[Math] KL divergence between Bernoulli Distribution with parameter $p$ and Gaussian Distribution

real-analysisstatistics

I am trying to find the Kullback–Leibler divergence between Bernoulli Distribution on two points $T, -T$ with parameter $p$ and Gaussian Distribution with mean $\mu$ and variance $\sigma^2$. My attempt is as follows:

Let
$$
b(x) = q\delta(x-T)+p\delta(x+T) \sim \text{Bernoulli}(p) \\ g(x) \sim N(\mu, \sigma^2).
$$

$$
\begin{align}
D(b||g) &= \int_{-\infty}^{\infty}b(x)\log \left( \frac{b(x)}{g(x)}\right) dx \\
&=\int_{-\infty}^{\infty}b(x)\log \left( b(x) \right) dx – \int_{-\infty}^{\infty}b(x)\log \left( g(x) \right) dx \\
&=A-B
\end{align}
$$

My questions are as follows:

  1. Can I use the continuous representation of Bernoulli RV with the help of $\delta(.)$ functions where $\delta(.)$ is Dirac Delta function?
  2. Does $A$ exist?
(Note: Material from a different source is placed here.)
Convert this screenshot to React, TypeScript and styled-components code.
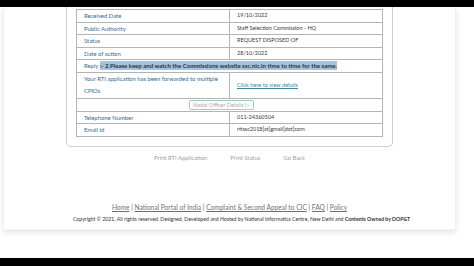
import styled, { createGlobalStyle } from "styled-components";

//css
const GlobalStyle = createGlobalStyle`
  html, body {
    margin: 0;
    padding: 0;
    background: #000;
  }
  body {
    font-family: Lato, "Open Sans", sans-serif;
  }
`;
const Screen = styled.div`
  width: 474px;
  height: 266px;
  display: flex;
  flex-direction: column;
  background: #000;
`;
const Page = styled.div`
  margin: 7px 0 8px;
  flex: 1;
  background: #fff;
  overflow: hidden;
`;
const Card = styled.div`
  width: 453px;
  height: 223px;
  margin-left: 3px;
  background: #fff;
  box-sizing: border-box;
  border: 1px solid #f1f1f1;
  border-top: none;
  box-shadow: 0 3px 6px rgba(0, 0, 0, 0.1);
  display: flex;
  flex-direction: column;
  align-items: center;
`;
const Panel = styled.div`
  width: 327px;
  box-sizing: border-box;
  padding: 2px 9px 9px;
  border: 1px solid #cfcfcf;
  border-top: none;
  border-radius: 0 0 5px 5px;
`;
const Table = styled.table`
  width: 100%;
  border-collapse: collapse;
  border: 1px solid #a9a9a9;
  td {
    border: 1px solid #b4b4b4;
    padding: 0 7px;
    height: 11.5px;
    line-height: 11.5px;
    width: 50%;
    vertical-align: middle;
  }
`;
const Label = styled.td<{ $tall?: boolean }>`
  color: #2f6a96;
  font-size: 5.9px;
  && {
    line-height: ${p => (p.$tall ? "12.6px" : "11.5px")};
  }
`;
const Value = styled.td`
  color: #3a3a3a;
  font-size: 5.5px;
`;
const ReplyCell = styled.td`
  color: #2f6a96;
  font-size: 5.9px;
`;
const Selected = styled.span`
  background: #a7c3da;
  color: #1d3550;
  font-weight: 700;
  font-size: 6.05px;
  padding: 1px 0;
`;
const ViewLink = styled.a`
  color: #3b8aa2;
  font-size: 5.6px;
  text-decoration: underline;
`;
const NodalCell = styled.td`
  text-align: center;
  && {
    padding: 0 16px 0 0;
    height: 12px;
    line-height: 8px;
  }
`;
const NodalButton = styled.span`
  display: inline-block;
  vertical-align: middle;
  border: 1px solid #a8c9cc;
  border-radius: 2px;
  padding: 0 3px;
  line-height: 8px;
  font-size: 5.5px;
  color: #a9a9a9;
  background: #fff;
`;
const Actions = styled.div`
  display: flex;
  gap: 23px;
  margin-top: 7px;
  font-size: 5.9px;
  color: #a0a0a0;
  line-height: 8px;
`;
const Footer = styled.div`
  margin-top: auto;
  margin-bottom: 6px;
  width: 100%;
  text-align: center;
`;
const Links = styled.div`
  font-size: 6.6px;
  color: #666;
  line-height: 8px;
  margin-bottom: 4px;
  a {
    color: #707070;
    text-decoration: underline;
  }
`;
const Copyright = styled.div`
  font-size: 5.2px;
  color: #333;
  line-height: 8px;
  padding-left: 24px;
  b {
    font-weight: 700;
  }
`;

function App() {
  const rows = [
    ["Received Date", "19/10/2022"],
    ["Public Authority", "Staff Selection Commission - HQ"],
    ["Status", "REQUEST DISPOSED OF"],
    ["Date of action", "28/10/2022"],
  ];
  return (
    <>
      <GlobalStyle />
      <Screen>
        <Page>
          <Card>
            <Panel>
              <Table>
                <tbody>
                  {rows.map(([k, v]) => (
                    <tr key={k}>
                      <Label>{k}</Label>
                      <Value>{v}</Value>
                    </tr>
                  ))}
                  <tr>
                    <ReplyCell colSpan={2}>
                      Reply <Selected>:- 2.Please keep and watch the Commissions website ssc.nic.in time to time for the same.</Selected>
                    </ReplyCell>
                  </tr>
                  <tr>
                    <Label $tall>Your RTI application has been forwarded to multiple CPIOs</Label>
                    <Value>
                      <ViewLink>Click here to view details</ViewLink>
                    </Value>
                  </tr>
                  <tr>
                    <NodalCell colSpan={2}>
                      <NodalButton>Nodal Officer Details ▷</NodalButton>
                    </NodalCell>
                  </tr>
                  <tr>
                    <Label>Telephone Number</Label>
                    <Value>011-24360504</Value>
                  </tr>
                  <tr>
                    <Label>Email Id</Label>
                    <Value>rtissc2018[at]gmail[dot]com</Value>
                  </tr>
                </tbody>
              </Table>
            </Panel>
            <Actions>
              <span>Print RTI Application</span>
              <span>Print Status</span>
              <span>Go Back</span>
            </Actions>
            <Footer>
              <Links>
                <a>Home</a> | <a>National Portal of India</a> | <a>Complaint &amp; Second Appeal to CIC</a> | <a>FAQ</a> | <a>Policy</a>
              </Links>
              <Copyright>
                Copyright © 2021. All rights reserved. Designed, Developed and Hosted by National Informatics Centre, New Delhi and <b>Contents Owned by DOP&amp;T</b>
              </Copyright>
            </Footer>
          </Card>
        </Page>
      </Screen>
    </>
  );
}

export default App;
Because, on the set $\mathbb{R}-\{\pm T\}$, $\log(\delta(x \mp T))$ is $-\infty$.
  3. If we cannot calculate the KLD between a continuous and a discrete random variable, what is the KLD analogue for this case? My thought was that $B$ alone can serve as a distance. For example, if we want to measure the distance of $b(x)$ from two different Gaussian distributions $g_1(x), g_2(x)$, only $B$ depends on $g_1(x)$ or $g_2(x)$, and thus can contribute to KLD.

Best Answer

  1. No, you cannot do this. The Kullback-Leibler divergence $D_{KL}(P\|Q)$ is defined only if $P\ll Q$. This means that no set of positive $P$-measure can have zero $Q$-measure. In your case it will not work because the point masses of the Bernoulli distribution have zero measure under the Gaussian distribution.
  2. The integral A blows up. For a continuous distribution this would the negative of the continuous version of the Shannon entropy.
  3. I suspect that you might be looking for the mutual information between parameter space and observation space. It is a common technique to try to maximize the mutual information in such settings. The mutual information is then equal to the expected Kullback-Leibler divergence of the posterior distribution on a parameter space (given the observations) from the prior distribution. Here, the requirement that $P\ll Q$ simply means that one is not allowed to make any conclusions that are a priori impossible!